Can I cluster at strata to obtain the clustered standard error in the study exploring county-level natural experiments’ impact on women’s fertility? According to Bruce Hansen (2022), cluster variables should not have a small number of clusters in the sample, and the number of unit observations should be similar across clusters. I think the strata variable in IPUMS International satisfies this condition and observations are correlated within the strata. Do I make sense?
I look forward to your response!

The best practices for standard error estimation will differ depending on the specific sample(s) you are using from IPUMS International. Most IPUMS International samples were created using a complex sampling design that uses stratification and clustering. You can find information about each IPUMS International sample’s sample design characteristics on this page. Standard error estimation should take into account the sampling design. In most cases, you would set the variable STRATA as the strata and cluster the standard errors (i.e., set as the primary sampling unit) at the level that was the PSU for that particular survey. In some samples, the PSU is the household; in other samples, it is a geographic area. Not all geographic areas that served as PSUs are identified in all IPUMS International samples. You can read more about standard error estimation on this page on sampling error and variance estimation. I would also be happy to provide more targeted guidance on standard error estimation for a particular sample or samples.

1 Like

Thank you for responding to my question.
The sample I use is the 2000 and 2010 data for Brazil. And, observation unit is individual woman. I estimate causal effect of the IPUMS county-level natural experiment on woman’s fertility. In these data, strata could be PSU you mentioned?

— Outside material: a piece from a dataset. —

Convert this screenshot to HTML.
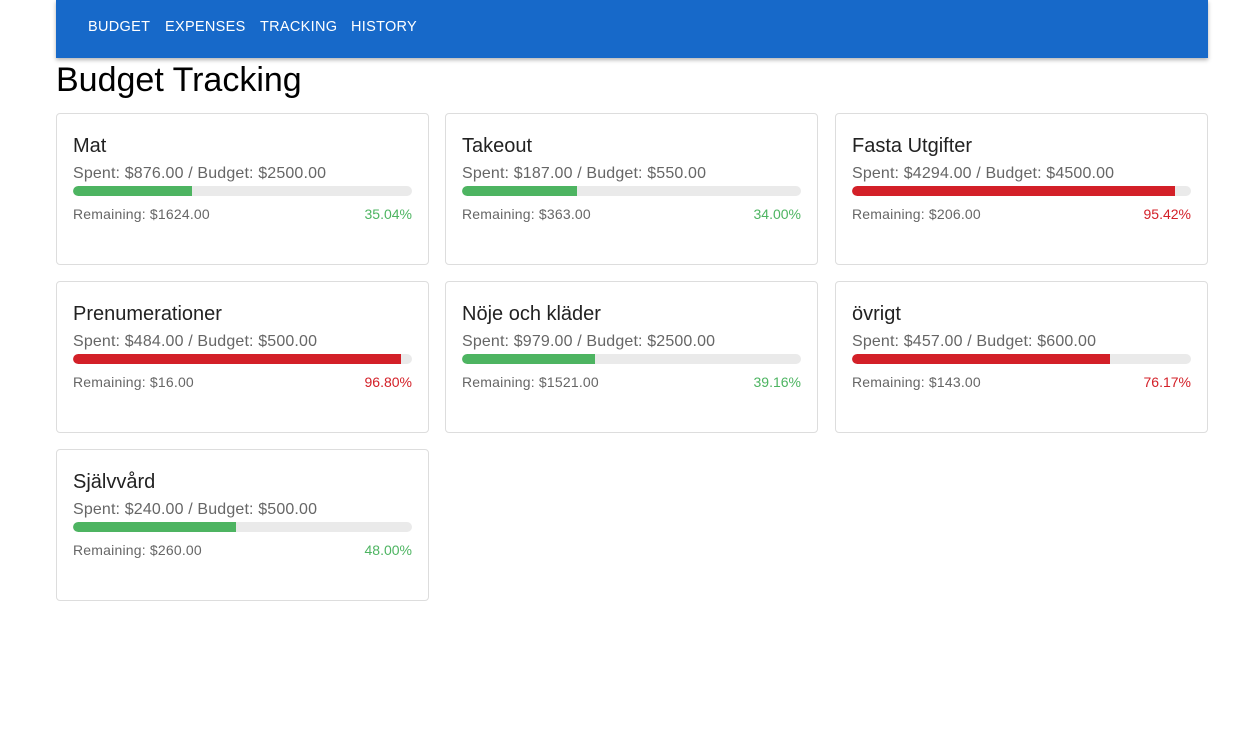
<!DOCTYPE html>
<html><head><style>
body{margin:0;background:#fff;font-family:"Liberation Sans",Arial,sans-serif;}
.bar{position:absolute;left:56px;top:0;width:1152px;height:58px;background:#1769c9;box-shadow:0 2px 4px rgba(0,0,0,.3);}
.bar span{position:absolute;top:19px;color:#fff;font-size:14.5px;letter-spacing:.3px;}
h1{position:absolute;left:56px;top:61px;margin:0;font-weight:400;font-size:34px;color:#000;}
.card{position:absolute;width:371px;height:150px;border:1px solid #ddd;border-radius:4px;box-sizing:content-box;}
.t{position:absolute;left:16px;top:21px;font-size:20px;color:#222;}
.s{position:absolute;left:16px;top:51px;font-size:16px;color:#666;letter-spacing:.15px;}
.p{position:absolute;left:16px;top:72px;width:339px;height:10px;border-radius:5px;background:#eaeaea;overflow:hidden;}
.p div{height:100%;border-radius:5px 0 0 5px;}
.r{position:absolute;left:16px;top:92px;font-size:14px;color:#666;letter-spacing:.2px;}
.c{position:absolute;right:16px;top:92px;font-size:14px;}
.g{background:#4db461}.gr{color:#4db461}.d{background:#d32028}.dr{color:#d32028}
</style></head><body>
<div class="bar"><span style="left:32px">BUDGET</span><span style="left:109px">EXPENSES</span><span style="left:204px">TRACKING</span><span style="left:295px">HISTORY</span></div>
<h1>Budget Tracking</h1>
<div class="card" style="left:56px;top:113px"><div class="t">Mat</div><div class="s">Spent: $876.00 / Budget: $2500.00</div><div class="p"><div class="g" style="width:35.04%"></div></div><div class="r">Remaining: $1624.00</div><div class="c gr">35.04%</div></div>
<div class="card" style="left:445px;top:113px"><div class="t">Takeout</div><div class="s">Spent: $187.00 / Budget: $550.00</div><div class="p"><div class="g" style="width:34%"></div></div><div class="r">Remaining: $363.00</div><div class="c gr">34.00%</div></div>
<div class="card" style="left:835px;top:113px"><div class="t">Fasta Utgifter</div><div class="s">Spent: $4294.00 / Budget: $4500.00</div><div class="p"><div class="d" style="width:95.42%"></div></div><div class="r">Remaining: $206.00</div><div class="c dr">95.42%</div></div>
<div class="card" style="left:56px;top:281px"><div class="t">Prenumerationer</div><div class="s">Spent: $484.00 / Budget: $500.00</div><div class="p"><div class="d" style="width:96.8%"></div></div><div class="r">Remaining: $16.00</div><div class="c dr">96.80%</div></div>
<div class="card" style="left:445px;top:281px"><div class="t">Nöje och kläder</div><div class="s">Spent: $979.00 / Budget: $2500.00</div><div class="p"><div class="g" style="width:39.16%"></div></div><div class="r">Remaining: $1521.00</div><div class="c gr">39.16%</div></div>
<div class="card" style="left:835px;top:281px"><div class="t">övrigt</div><div class="s">Spent: $457.00 / Budget: $600.00</div><div class="p"><div class="d" style="width:76.17%"></div></div><div class="r">Remaining: $143.00</div><div class="c dr">76.17%</div></div>
<div class="card" style="left:56px;top:449px"><div class="t">Självvård</div><div class="s">Spent: $240.00 / Budget: $500.00</div><div class="p"><div class="g" style="width:48%"></div></div><div class="r">Remaining: $260.00</div><div class="c gr">48.00%</div></div>
</body></html>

Based on the Brazil 2000 and 2010 samples in this table of sample design characteristics for sampling error estimation, you should use STRATA as the strata to account for the complex stratification and cluster at the household-level (using the YEAR and SERIAL to uniquely identify households between the two censuses). Rather than dropping those not in your analytical subpopulation of interest, you will need to analyze your data in a way that retains the sample design information (i.e., you should not just drop cases that are not in your subpopulation of interest). This IPUMS NHIS page (scroll to “Subsetting IPUMS NHIS Data” section) includes sample code for retaining full sample design information while subsetting populations in Stata, R, SAS and SAS-callable SUDAAN. Finally, because the Brazil samples use differential weighting, you will need to specify PERWT as your probability weight.